The city’s IT director, Kurt Plowman, attributes the quickened pace to the willingness of the new revenue commissioner and the new treasurer, Rick Johnson, who unseated 16-year incumbent Elnora Hazlett in the November election, to work together as a team.

“We’ve had good discussions about the work flow – making some changes, finding some things that could be updated a little more efficiently. It’s been nice to see Maggie and Rick working well together to try to understand the issues and look at what’s best from the customer-service perspective. From my third-party perspective, it looks like they’re working well together,” Plowman told the AFP.

“We’ve actually really good, productive team meetings. We can discuss things that honestly we could never really have been discussed in an adult fashion – in a professional fashion – before. We can actually have a good discussion around the table and work out solutions and have proposals and throw ideas out and work them around – what you would expect to see in a professional business setting. We couldn’t have those kinds of discussions before without personalities getting in the way,” Plowman said.

The issues with the installation of MUNIS came on the heels of the decision by Staunton City Council last spring to scrap another financial-management software system, RMASS, largely at the urging of Ergenbright – who raised concerns over the ability of the RMASS system to protect and secure confidential taxpayer information.

“The software was not capable of handling the processes that needed to be done – and that’s what I was fighting for,” Ergenbright told the AFP last week.

“I was trying to get the processes that were necessary to operate the office efficiently. And nobody could see that,” Ergenbright said.

That the fight initiated by Ergenbright led to the decision to forego three years of work and $150,000 committed to one software system and led to the delays in the installation of its replacement was a central message in Ragon’s campaign for the revenue office last year.

The news this week is that the $300,000 figure associated with the cost of work on both systems might grow as the finishing touches are put on the MUNIS system this spring and this summer. City manager Bob Stripling told the AFP that the project is likely to come in over budget when all is said and done – and that he expects that he will have to go to city council at some point in the next few months to request additional monies to cover the overruns.

“It took a lot more effort in terms of needing to have MUNIS officials on site to work through our initial efforts related to the conversion of personal-property-tax information last year,” Stripling said.

Stripling said he is “pleased” with where the project is at this stage.

“The commissioner and the treasurer have been very cooperative. The entire team has done a great job to get this project moving,” Stripling said.

Johnson, an accountant who came to the treasurer’s office with experience in working with MUNIS and other financial-management software systems, told the AFP that the progress in getting the new system up and running has not come without some fits and starts.

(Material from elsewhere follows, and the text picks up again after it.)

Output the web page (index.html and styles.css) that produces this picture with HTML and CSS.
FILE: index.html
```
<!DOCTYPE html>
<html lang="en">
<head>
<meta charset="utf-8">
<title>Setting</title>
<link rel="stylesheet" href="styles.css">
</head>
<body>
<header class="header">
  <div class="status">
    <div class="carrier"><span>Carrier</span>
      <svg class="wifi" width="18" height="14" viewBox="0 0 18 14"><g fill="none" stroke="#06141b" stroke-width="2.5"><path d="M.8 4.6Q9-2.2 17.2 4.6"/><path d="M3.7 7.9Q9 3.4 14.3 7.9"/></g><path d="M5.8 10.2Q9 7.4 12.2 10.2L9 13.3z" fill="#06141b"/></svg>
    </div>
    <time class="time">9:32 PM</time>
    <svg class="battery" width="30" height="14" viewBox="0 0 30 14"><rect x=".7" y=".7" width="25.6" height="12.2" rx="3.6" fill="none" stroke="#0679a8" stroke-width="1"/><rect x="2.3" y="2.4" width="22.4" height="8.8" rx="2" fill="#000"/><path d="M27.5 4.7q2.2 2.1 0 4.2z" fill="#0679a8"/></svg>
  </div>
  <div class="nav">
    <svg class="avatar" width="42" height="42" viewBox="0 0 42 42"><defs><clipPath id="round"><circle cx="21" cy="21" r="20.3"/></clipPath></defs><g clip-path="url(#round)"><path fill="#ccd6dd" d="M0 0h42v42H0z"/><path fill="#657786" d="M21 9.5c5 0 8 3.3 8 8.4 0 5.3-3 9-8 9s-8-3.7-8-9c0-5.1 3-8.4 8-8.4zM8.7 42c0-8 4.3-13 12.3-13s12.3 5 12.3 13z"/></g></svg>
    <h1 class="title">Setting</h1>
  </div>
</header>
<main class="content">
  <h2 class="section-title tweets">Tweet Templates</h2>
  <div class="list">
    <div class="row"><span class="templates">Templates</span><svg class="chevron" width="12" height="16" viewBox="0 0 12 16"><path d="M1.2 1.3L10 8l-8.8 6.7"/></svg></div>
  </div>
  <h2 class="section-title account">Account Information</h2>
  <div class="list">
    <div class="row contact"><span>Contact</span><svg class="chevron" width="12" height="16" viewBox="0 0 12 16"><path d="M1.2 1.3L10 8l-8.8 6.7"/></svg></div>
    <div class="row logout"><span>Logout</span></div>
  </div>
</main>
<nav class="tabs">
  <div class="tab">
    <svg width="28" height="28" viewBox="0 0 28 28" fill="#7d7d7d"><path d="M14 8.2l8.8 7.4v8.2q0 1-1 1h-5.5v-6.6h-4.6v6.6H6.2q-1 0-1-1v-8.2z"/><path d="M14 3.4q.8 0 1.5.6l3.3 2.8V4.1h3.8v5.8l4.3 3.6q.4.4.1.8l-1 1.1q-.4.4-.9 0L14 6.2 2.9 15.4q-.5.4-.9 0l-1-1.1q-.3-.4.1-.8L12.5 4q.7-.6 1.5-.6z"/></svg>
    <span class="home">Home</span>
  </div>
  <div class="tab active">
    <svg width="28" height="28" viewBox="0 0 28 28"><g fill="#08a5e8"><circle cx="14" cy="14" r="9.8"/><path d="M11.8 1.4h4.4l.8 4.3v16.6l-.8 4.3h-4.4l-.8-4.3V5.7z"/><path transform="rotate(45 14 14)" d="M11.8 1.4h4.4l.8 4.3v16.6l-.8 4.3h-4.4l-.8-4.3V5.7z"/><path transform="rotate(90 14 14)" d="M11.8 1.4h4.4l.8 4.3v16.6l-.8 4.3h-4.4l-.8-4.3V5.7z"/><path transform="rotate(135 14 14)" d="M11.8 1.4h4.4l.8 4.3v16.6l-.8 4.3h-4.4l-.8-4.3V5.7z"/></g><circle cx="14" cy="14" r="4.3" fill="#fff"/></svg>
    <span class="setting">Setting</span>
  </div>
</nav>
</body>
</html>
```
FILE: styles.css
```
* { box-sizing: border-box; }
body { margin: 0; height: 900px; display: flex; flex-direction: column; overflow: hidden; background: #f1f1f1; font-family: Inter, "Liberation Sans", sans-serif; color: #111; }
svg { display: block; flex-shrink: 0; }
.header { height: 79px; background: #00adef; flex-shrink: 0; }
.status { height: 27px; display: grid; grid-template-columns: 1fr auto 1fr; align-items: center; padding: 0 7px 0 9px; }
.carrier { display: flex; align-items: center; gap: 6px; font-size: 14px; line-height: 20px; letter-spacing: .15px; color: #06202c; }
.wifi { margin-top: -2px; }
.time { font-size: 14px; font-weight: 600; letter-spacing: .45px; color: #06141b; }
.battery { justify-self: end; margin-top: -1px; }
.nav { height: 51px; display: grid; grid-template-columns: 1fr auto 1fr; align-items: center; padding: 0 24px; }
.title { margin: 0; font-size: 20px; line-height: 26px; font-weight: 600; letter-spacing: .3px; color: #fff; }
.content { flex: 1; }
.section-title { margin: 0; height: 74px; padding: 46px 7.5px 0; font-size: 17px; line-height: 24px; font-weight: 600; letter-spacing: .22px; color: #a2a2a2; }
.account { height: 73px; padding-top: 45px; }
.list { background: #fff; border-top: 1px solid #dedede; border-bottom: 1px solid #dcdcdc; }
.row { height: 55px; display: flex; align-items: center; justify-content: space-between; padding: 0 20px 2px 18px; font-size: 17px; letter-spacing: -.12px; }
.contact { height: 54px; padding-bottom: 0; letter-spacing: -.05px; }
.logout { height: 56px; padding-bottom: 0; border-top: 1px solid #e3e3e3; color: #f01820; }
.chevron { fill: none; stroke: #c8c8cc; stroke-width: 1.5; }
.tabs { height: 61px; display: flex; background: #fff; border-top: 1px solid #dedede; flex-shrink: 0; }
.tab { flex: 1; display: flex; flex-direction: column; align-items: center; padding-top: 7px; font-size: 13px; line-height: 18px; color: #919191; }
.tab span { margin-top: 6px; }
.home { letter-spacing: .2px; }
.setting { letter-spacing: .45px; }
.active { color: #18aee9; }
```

“We’re still going through some growing pains with the system – as you would anytime you implement a new system. Anytime you have converted data, you’re going to have issues to deal with. We’re working through some pitfalls associated with that. But we’re moving forward – and we’re dedicated to getting the city as much as possible on one system,” Johnson said.

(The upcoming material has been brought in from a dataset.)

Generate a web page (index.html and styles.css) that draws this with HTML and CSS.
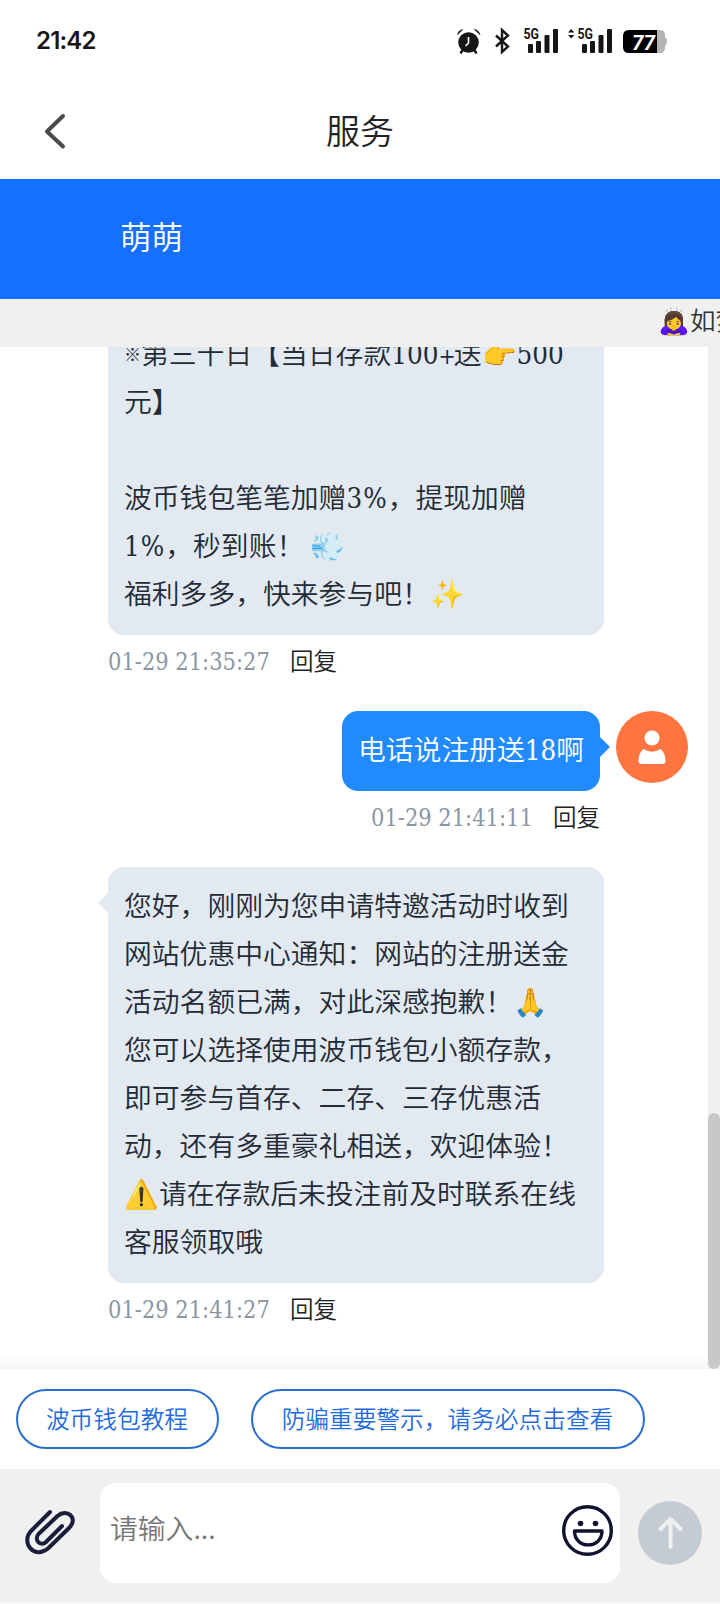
FILE: index.html
```html
<!DOCTYPE html>
<html lang="zh-CN">
<head>
<meta charset="utf-8">
<title>服务</title>
<link rel="stylesheet" href="styles.css">
</head>
<body>
<div class="app">
  <header class="status">
    <span class="clock">21:42</span>
    <svg class="status-icons" width="214" height="32" viewBox="0 0 214 32">
      <g fill="#161616">
        <circle cx="12.500" cy="17.500" r="10.300"/>
        <path d="M1 10.500a7.500 7.500 0 0 1 6.500-6.500zM17.500 4a7.500 7.500 0 0 1 7 6.500z"/>
      </g>
      <path d="M6.500 25.500l-1.500 2M18.500 25.500l1.500 2" stroke="#161616" stroke-width="2.500" stroke-linecap="round"/>
      <path d="M12.500 12v6l-3 3" stroke="#fff" stroke-width="1.600" fill="none"/>
      <path d="M40 10.500l12 11-6 5.500V5l6 5.500-12 11" stroke="#161616" stroke-width="2.400" fill="none"/>
      <g fill="#161616">
        <rect x="72" y="19" width="5" height="9" rx="1"/><rect x="80" y="16" width="5" height="12" rx="1"/><rect x="88.500" y="10" width="5" height="18" rx="1"/><rect x="97" y="4" width="5" height="24" rx="1"/>
        <rect x="126" y="19" width="5" height="9" rx="1"/><rect x="134" y="16" width="5" height="12" rx="1"/><rect x="142.500" y="10" width="5" height="18" rx="1"/><rect x="151" y="4" width="5" height="24" rx="1"/>
        <path d="M112 7.500l3.200-3.500 3.200 3.500zM112 10h6.400l-3.200 3.500z"/>
        <text class="net" x="67.500" y="14" textLength="15.500" lengthAdjust="spacingAndGlyphs">5G</text>
        <text class="net" x="121.500" y="14" textLength="15.500" lengthAdjust="spacingAndGlyphs">5G</text>
      </g>
      <path d="M200 5h4q5 0 5 5v2q2 1 2 4.500t-2 4.500v2q0 5-5 5h-4z" fill="#b4b4b4"/>
      <path d="M173 5h28v23h-28q-6 0-6-6V11q0-6 6-6z" fill="#000"/>
      <text class="battery" x="176" y="24.500" textLength="23" lengthAdjust="spacingAndGlyphs" fill="#fff">77</text>
    </svg>
  </header>
  <nav class="nav">
    <svg class="back" width="24" height="38" viewBox="0 0 24 38"><path d="M19 4L3 19.500 19 34.500" fill="none" stroke="#4a4a4a" stroke-width="4" stroke-linecap="round" stroke-linejoin="round"/></svg>
    <h1 class="title">服务</h1>
  </nav>
  <div class="agent">萌萌</div>
  <div class="marquee"><span class="emoji">🙇‍♀️</span>如梦</div>
  <main class="chat">
    <section class="msg">
      <div class="bubble">
        <p><span class="mark">※</span>第三十日【当日存款<b>100<i>+</i></b>送<span class="emoji">👉</span><b>500</b></p>
        <p>元】</p>
        <p>&nbsp;</p>
        <p>波币钱包笔笔加赠<b class="pct">3%</b>，提现加赠</p>
        <p><b class="pct">1%</b>，秒到账！ <span class="emoji">💨</span></p>
        <p>福利多多，快来参与吧！<span class="emoji">✨</span></p>
      </div>
      <div class="meta"><time>01-29 21:35:27</time><span>回复</span></div>
    </section>
    <section class="msg mine">
      <div class="row">
        <div class="bubble blue"><p>电话说注册送<b>18</b>啊</p></div>
        <svg class="avatar" width="72" height="72" viewBox="0 0 72 72"><circle cx="36" cy="36" r="36" fill="#ff7541"/><circle cx="36" cy="27" r="7.500" fill="#fff"/><path d="M27.500 38q8.500 5.500 17 0 5 4 5 12 0 3-3 3h-21q-3 0-3-3 0-8 5-12z" fill="#fff"/></svg>
      </div>
      <div class="meta"><time>01-29 21:41:11</time><span>回复</span></div>
    </section>
    <section class="msg">
      <div class="bubble tail">
        <p>您好，刚刚为您申请特邀活动时收到</p>
        <p>网站优惠中心通知：网站的注册送金</p>
        <p>活动名额已满，对此深感抱歉！<span class="emoji">🙏</span></p>
        <p>您可以选择使用波币钱包小额存款，</p>
        <p>即可参与首存、二存、三存优惠活</p>
        <p>动，还有多重豪礼相送，欢迎体验！</p>
        <p><span class="emoji">⚠️</span>请在存款后未投注前及时联系在线</p>
        <p>客服领取哦</p>
      </div>
      <div class="meta"><time>01-29 21:41:27</time><span>回复</span></div>
    </section>
    <div class="fade"></div>
    <div class="track"><div class="thumb"></div></div>
  </main>
  <div class="quick"><button class="pill tutorial">波币钱包教程</button><button class="pill warning">防骗重要警示，请务必点击查看</button></div>
  <footer class="composer">
    <svg class="clip" width="54" height="50" viewBox="0 0 54 50"><path d="M26 4L7.500 22.500C-4 34 10 52 24 40.500L45 20C55 10 43 0 33.500 8L14.500 26c-5 6 2 13 7.500 8L38 18" fill="none" stroke="#1b1d3a" stroke-width="4" stroke-linecap="round" stroke-linejoin="round"/></svg>
    <div class="field"><span class="placeholder">请输入...</span>
      <svg class="smile" width="52" height="52" viewBox="0 0 52 52"><g fill="none" stroke="#11132e" stroke-width="3.400"><circle cx="25.500" cy="26.500" r="23.800"/><path d="M12.500 27h27.500c0 18.500-27.500 18.500-27.500 0z" stroke-linejoin="round"/></g><circle cx="18.500" cy="19.500" r="2.800" fill="#11132e"/><circle cx="33.500" cy="19.500" r="2.800" fill="#11132e"/></svg>
    </div>
    <svg class="send" width="64" height="64" viewBox="0 0 64 64"><circle cx="32" cy="32" r="32" fill="#c5cbd3"/><path d="M32.500 46V18M22.500 28l10-10 10 10" fill="none" stroke="#f0f0f0" stroke-width="4" stroke-linecap="round" stroke-linejoin="round"/></svg>
  </footer>
</div>
</body>
</html>
```
FILE: styles.css
```css
* { box-sizing: border-box; }
body { margin: 0; background: #fff; }
.app { width: 720px; height: 1604px; display: flex; flex-direction: column; overflow: hidden; background: #fff; color: #242b35; font-family: "Noto Sans CJK SC", sans-serif; font-weight: 350; }
.status { height: 84px; flex: none; display: flex; justify-content: space-between; align-items: flex-start; padding: 15px 50px 0 36px; }
.clock { font: 600 24px/52px Inter, sans-serif; letter-spacing: -.8px; color: #161616; }
.status-icons { display: block; margin-top: 10px; }
.net { font: 700 14px Roboto, sans-serif; }
.battery { font: italic 700 21px Roboto, sans-serif; }
.nav { height: 95px; flex: none; display: grid; grid-template-columns: 100px 1fr 100px; align-items: center; padding-bottom: 1px; }
.back { margin-left: 44px; }
.title { margin: 0; padding-bottom: 2px; text-align: center; font-size: 34px; font-weight: 350; line-height: 50px; color: #222; }
.agent { height: 120px; flex: none; padding: 0 120px; background: #1670ff; color: #fff; font-size: 31.5px; line-height: 112px; }
.marquee { height: 48px; flex: none; padding-left: 658px; background: #f0f0f0; color: #333; font-size: 25.500px; line-height: 39px; white-space: nowrap; overflow: hidden; }
.chat { position: relative; height: 1022px; flex: none; display: flex; flex-direction: column; justify-content: flex-end; overflow: hidden; padding: 0 32px 10px 108px; }
.msg { flex: none; display: flex; flex-direction: column; align-items: flex-start; }
.bubble { position: relative; width: 496px; padding: 13px 16px 19px; border-radius: 16px; background: #e2e9f1; }
.bubble p { margin: 0; height: 48px; font-size: 27.8px; line-height: 48px; white-space: nowrap; }
.bubble b { font-family: "DejaVu Serif Condensed", "DejaVu Serif", serif; font-stretch: condensed; font-weight: 300; font-size: 27.500px; line-height: 1; }
.bubble b i { font-style: normal; font-size: 23px; letter-spacing: -2px; }
.pct { letter-spacing: 1px; }
.mark { font-size: 17px; font-weight: 700; line-height: 1; vertical-align: 3px; }
.tail::before, .blue::after { content: ""; position: absolute; top: 26px; border: 10px solid transparent; }
.tail::before { left: -20px; border-right-color: #e2e9f1; }
.mine { align-items: flex-end; }
.row { display: flex; gap: 16px; }
.blue { width: 258px; height: 80px; background: #228aff; color: #fff; }
.blue::after { left: 258px; border-left-color: #228aff; }
.meta { display: flex; gap: 20px; height: 76px; font-size: 23.5px; line-height: 51px; color: #222; white-space: nowrap; }
.mine .meta { padding-right: 88px; }
.meta time { width: 162px; padding-top: 2px; font-family: "DejaVu Serif Condensed", "DejaVu Serif", serif; font-stretch: condensed; font-weight: 400; font-size: 23.400px; color: #8b96a3; }
.fade { position: absolute; left: 0; right: 12px; bottom: 0; height: 18px; background: linear-gradient(#fff, #f6f6f6); }
.track { position: absolute; right: 0; top: 0; width: 12px; height: 100%; display: flex; align-items: flex-end; background: #f0f0f0; }
.thumb { width: 12px; height: 256px; border-radius: 6px; background: #c8c8c8; }
.quick { height: 100px; flex: none; display: flex; align-items: center; gap: 32px; padding: 0 16px; }
.pill { height: 60px; padding: 0 1px 2px 0; border: 2px solid #2a6fd0; border-radius: 30px; background: #fff; color: #1f6be0; font: 350 23.7px/52px "Noto Sans CJK SC", sans-serif; white-space: nowrap; }
.tutorial { width: 203px; }
.warning { width: 394px; }
.composer { height: 135px; flex: none; display: flex; align-items: flex-start; padding: 14px 18px 0 24px; background: #f0f0f0; border-bottom: 1px solid #fafafa; }
.clip { margin: 25px 22px 0 0; }
.field { width: 520px; height: 100px; display: flex; justify-content: space-between; padding: 0 6px 0 10px; border-radius: 16px; background: #fff; }
.placeholder { color: #777; font-size: 27.8px; line-height: 89px; }
.smile { margin-top: 21px; }
.send { margin: 18px 0 0 18px; }
```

Johnson, echoing Plowman, talked up the cooperative spirit that has existed between the various players in the conversion project.

“I think it’s been a group effort. We’ve got a ways to go, but we’re making strides every day. And it’s been through a group effort. I think those relationships are solid, and hopefully they’ll continue that way,” Johnson said.

Ragon is very much on the same page.

“We all meet – the city manager, IT, finance, the treasurer’s office and my office – on a regular basis just to kind of keep each other abreast of what’s going on with MUNIS and what are the questions that we have and what are the things that we need to work on. It’s been a very friendly atmosphere and a lot of cooperation – and of course between the commissioner and treasurer’s office, it’s really seamless at this point,” Ragon said.